Today’s announcement from the Harvard-Smithsonian Center for Astrophysics, about the detection of “gravitational waves” emanating from the universe’s first moments, is tremendously exciting, but a little tough for the layman to grasp. We caught up with Brian Greene, in Vancouver to give a TED talk on 3/18, and asked him to break it down for us.
“The dominant scientific approach to cosmology, called the ‘inflationary theory,’ predicts that that just after the birth of the universe, space experienced a tremendous burst of expansion, causing it to swell from far smaller than the size of an atom to perhaps even farther than we can now see with our most powerful telescopes, all within a minuscule fraction of a second. Tiny variations in the original space would have been stretched out in the expansion—and much as a pulled piece of spandex reveals the pattern of its weave, these stretched “quantum jitters” would be imprinted on the residual heat from the universe’s earliest moments and would be detectable as a pattern of subtle temperature variations in the night sky. We’ve been finding and mapping these variations—a specific pattern of hot and cold spots in the cosmic microwave background radiation — with ever-greater precision since the early 1990s, a triumph of modern cosmology.

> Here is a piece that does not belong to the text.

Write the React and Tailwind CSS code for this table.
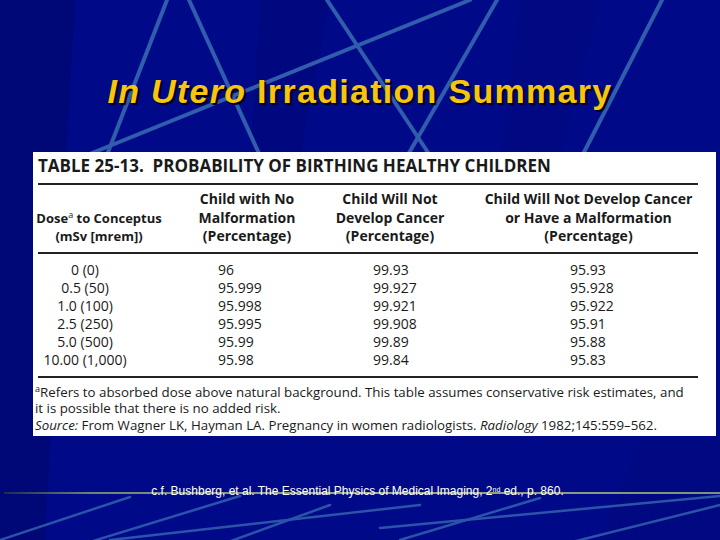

Today, researchers at Harvard-Smithsonian Astrophysical Observatory, leading a team of researchers using a facility at the South Pole, say they’ve found, for the first time, a long-predicted second kind of fluctuation: ripples in the fabric of space itself, set down in the universe’s earliest moments. Believed also to be generated by quantum processes, these spatial vibrations are inferred from a delicate twist they impart to the cosmic background radiation.